Sturgeon: Democracy at stake after Supreme Court rules against indyref2 plan

Nicola Sturgeon has vowed to use the next general election to try to win Scottish independence – after the Supreme Court ruled another referendum cannot be held without the backing of Westminster.

Judges at the UK’s highest court announced their unanimous ruling on Wednesday, making clear the Scottish Parliament “does not have the power to legislate for a referendum on Scottish independence”.

Following the judgment, the Scottish First Minister vowed to continuing pushing for independence, saying: “As long as there is breath in my body, I refuse to give up on the basic principle of democracy.”

She said a special SNP conference will be held in the new year “to discuss and agree the detail of a proposed de facto referendum”, using the next UK election.

She said: “No party can dictate the basis on which people cast their votes.

“But a party can be, indeed should be, crystal clear about the purpose for which it is seeking popular support.

“In this case, for the SNP that will be to establish – just as in a referendum – majority support in Scotland for independence so that we can then achieve independence.”

She said the SNP will also “launch and mobilise a major campaign in defence of Scottish democracy”.

Speaking to journalists in Edinburgh, she declared: “We should be in no doubt, as of today democracy is what is at stake.

“This is no longer about whether Scotland becomes independent, vital though that decision is. It is now more fundamental.

“It is now about whether or not we even have the basic democratic right to choose our own future.

“Indeed from today the independence movement is as much about democracy as it is about independence.”

Taking questions from reporters, she said SNP members will have a say in deciding how the party presents its offering to voters.

The First Minister was asked if a victory for the pro-independence side would put her back to “square one”, as it still would not have legal force to make Scotland independent.

She said that if the Scottish people continually express they want to be independent, that will have to be accepted.

Ahead of a pro-independence protest taking place later on Wednesday, she said “we will see the real spirit of the independence movement” in the days and months to come.

Asked whether votes for the Scottish Greens and the Alba Party would count towards the pro-independence mandate, she said the SNP’s conference would determine such matters.

Scottish Green MSP Ross Greer said in Holyrood on Wednesday that “every vote cast for pro-independence candidates at the 2024 general election will count towards that mandate for Scotland’s independence”.

Ms Sturgeon was also questioned on whether her plan for a de facto referendum is a “trap” for the independence movement which could kill off hopes for independence for years if she fails to secure 50% of the vote.

Scottish independence supporter
Scottish independence supporters were outside the Supreme Court as the judgment was delivered (Aaron Chown/PA)
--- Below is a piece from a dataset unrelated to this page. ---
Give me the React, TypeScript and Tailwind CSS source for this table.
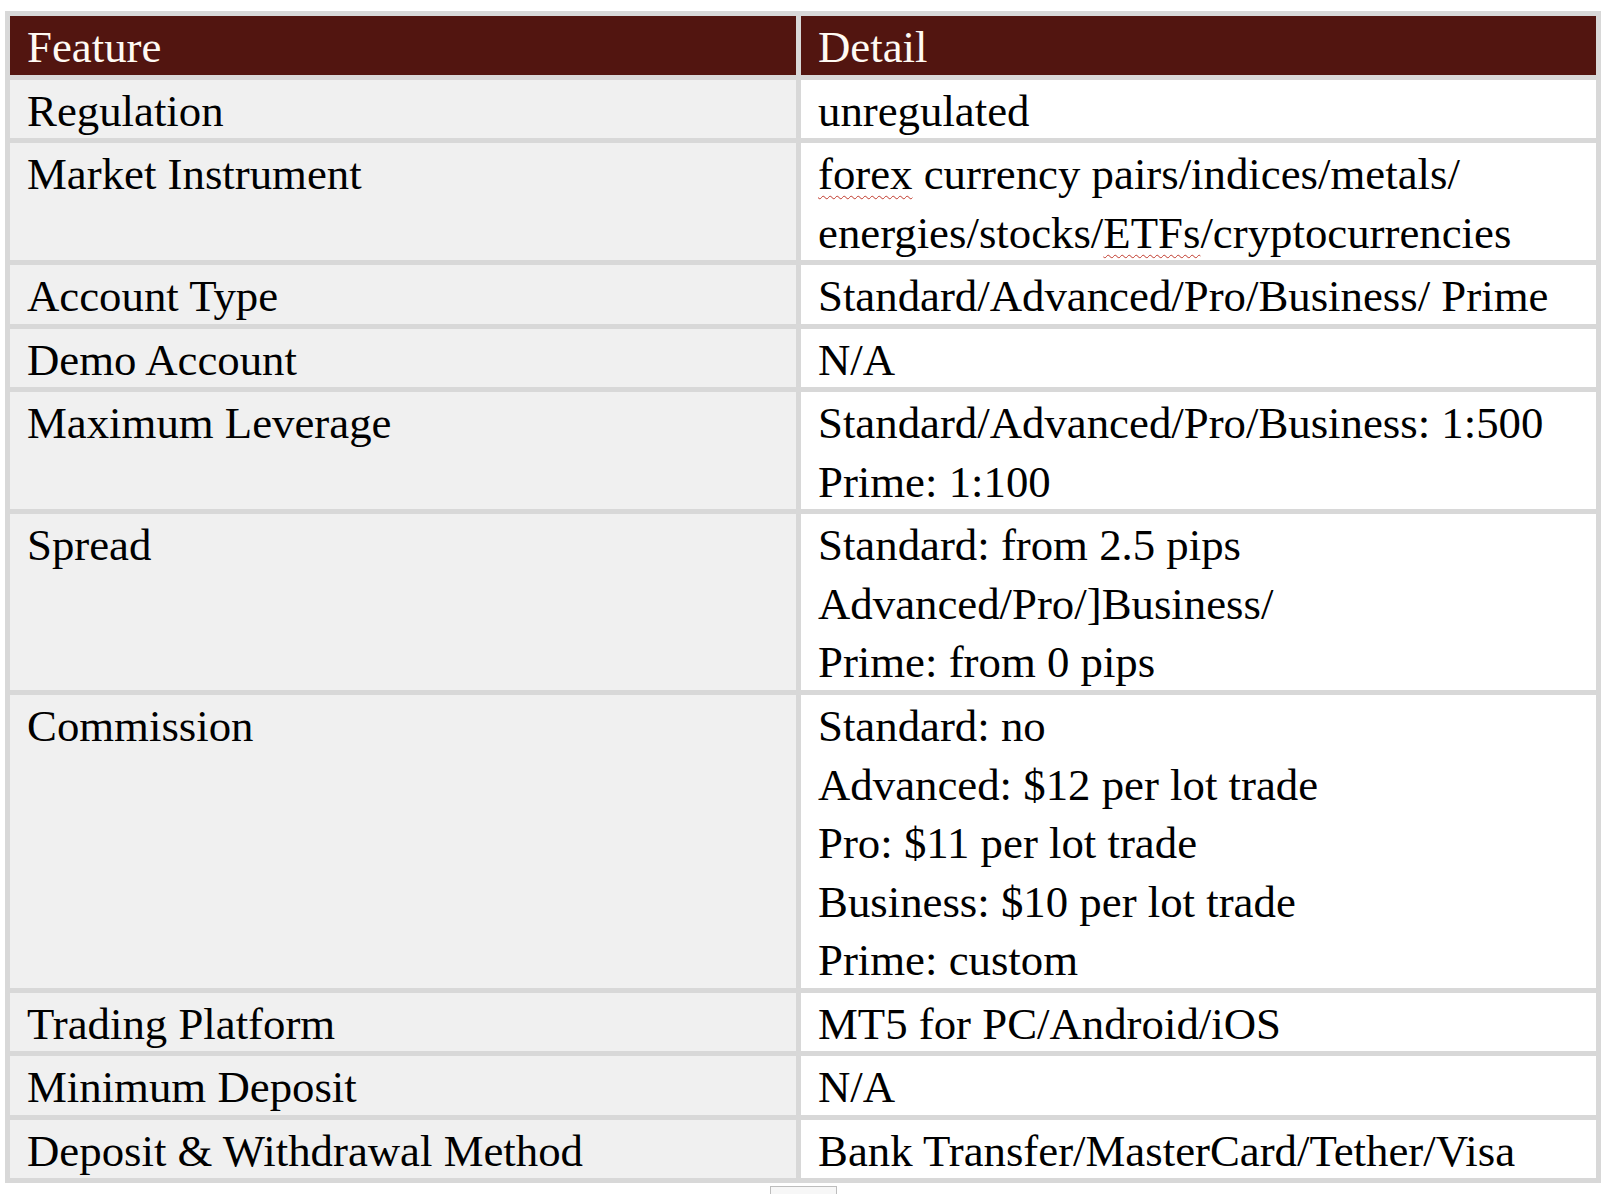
import React from "react"

const rows: { feature: string; detail: React.ReactNode[] }[] = [
  { feature: "Regulation", detail: ["unregulated"] },
  {
    feature: "Market Instrument",
    detail: [
      <>
        <span className="underline decoration-wavy decoration-[#c0392b] decoration-1 underline-offset-[6px]">forex</span>{" "}
        currency pairs/indices/metals/
      </>,
      <>
        energies/stocks/
        <span className="underline decoration-wavy decoration-[#c0392b] decoration-1 underline-offset-[6px]">ETFs</span>
        /cryptocurrencies
      </>,
    ],
  },
  { feature: "Account Type", detail: ["Standard/Advanced/Pro/Business/ Prime"] },
  { feature: "Demo Account", detail: ["N/A"] },
  { feature: "Maximum Leverage", detail: ["Standard/Advanced/Pro/Business: 1:500", "Prime: 1:100"] },
  { feature: "Spread", detail: ["Standard: from 2.5 pips", "Advanced/Pro/]Business/", "Prime: from 0 pips"] },
  {
    feature: "Commission",
    detail: [
      "Standard: no",
      "Advanced: $12 per lot trade",
      "Pro: $11 per lot trade",
      "Business: $10 per lot trade",
      "Prime: custom",
    ],
  },
  { feature: "Trading Platform", detail: ["MT5 for PC/Android/iOS"] },
  { feature: "Minimum Deposit", detail: ["N/A"] },
  { feature: "Deposit & Withdrawal Method", detail: ["Bank Transfer/MasterCard/Tether/Visa"] },
]

export default function App() {
  return (
    <div
      className="min-h-screen bg-white pt-[11px] pl-[5px] text-[44.8px] leading-[58.55px] text-black"
      style={{ fontFamily: '"Liberation Serif", "Times New Roman", serif' }}
    >
      {/* Table */}
      <div className="grid w-[1596px] grid-cols-[786px_795px] gap-[5px] bg-[#d8d8d8] p-[5px]">
        <div className="bg-[#521510] px-[17px] text-[#fffaf3]">
          <div className="translate-y-[2px]">Feature</div>
        </div>
        <div className="bg-[#521510] px-[17px] text-[#fffaf3]">
          <div className="translate-y-[2px]">Detail</div>
        </div>
        {rows.map((row) => (
          <React.Fragment key={row.feature}>
            <div className="bg-[#f0f0f0] px-[17px]">
              <div className="translate-y-[2px]">{row.feature}</div>
            </div>
            <div className="bg-white px-[17px]">
              <div className="translate-y-[2px]">
                {row.detail.map((line, i) => (
                  <div key={i}>{line}</div>
                ))}
              </div>
            </div>
          </React.Fragment>
        ))}
      </div>
      <div className="ml-[765px] mt-[3px] h-[8px] w-[67px] border-x border-t border-[#bdbdbd] bg-[#f7f7f7]" />
    </div>
  )
}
The First Minister said she has dedicated much of her life to the cause of independence, saying a de facto referendum is not her preferred option.

She added: “Anybody who says ‘we can’t do this because we might not win’. Well, if we can’t win then we don’t deserve to be independent.

“I can’t imagine anybody doesn’t grasp that central basic fact of democracy.”

She had earlier said the Supreme Court ruling “exposes as myth” that the UK is a voluntary union.

In the judgment, Supreme Court president Lord Reed stressed the court was not being asked to express “a view on the political question of whether Scotland should become an independent country”.

Instead he said the task of the judges was “solely to interpret the relevant provisions of the Scotland Act” and decide if the Scottish Government’s proposed referendum Bill related to reserved matters – which are under the control of Westminster and not Holyrood.

The Lord Advocate – Scotland’s most senior law officer – had argued this did not apply because a referendum would not automatically bring about the end of the union.

But Lord Reed said the court did not agree with this interpretation, saying a referendum would have “practical” as well as legal effects.

The Supreme Court president said: “A lawfully held referendum would have important political consequences relating to the union and the United Kingdom Parliament.

“Its outcome would possess the authority, in a constitution and political culture founded upon democracy, of a democratic expression of the view of the Scottish electorate.”

Prime Minister Rishi Sunak welcomed the “clear and definitive” ruling from the Supreme Court

Speaking during Prime Minister’s Questions in the Commons, he said: “The people of Scotland want us to be working on fixing the major challenges that we collectively face, whether that’s the economy, supporting the NHS or indeed supporting Ukraine.

“Now is the time for politicians to work together, and that’s what this Government will do.”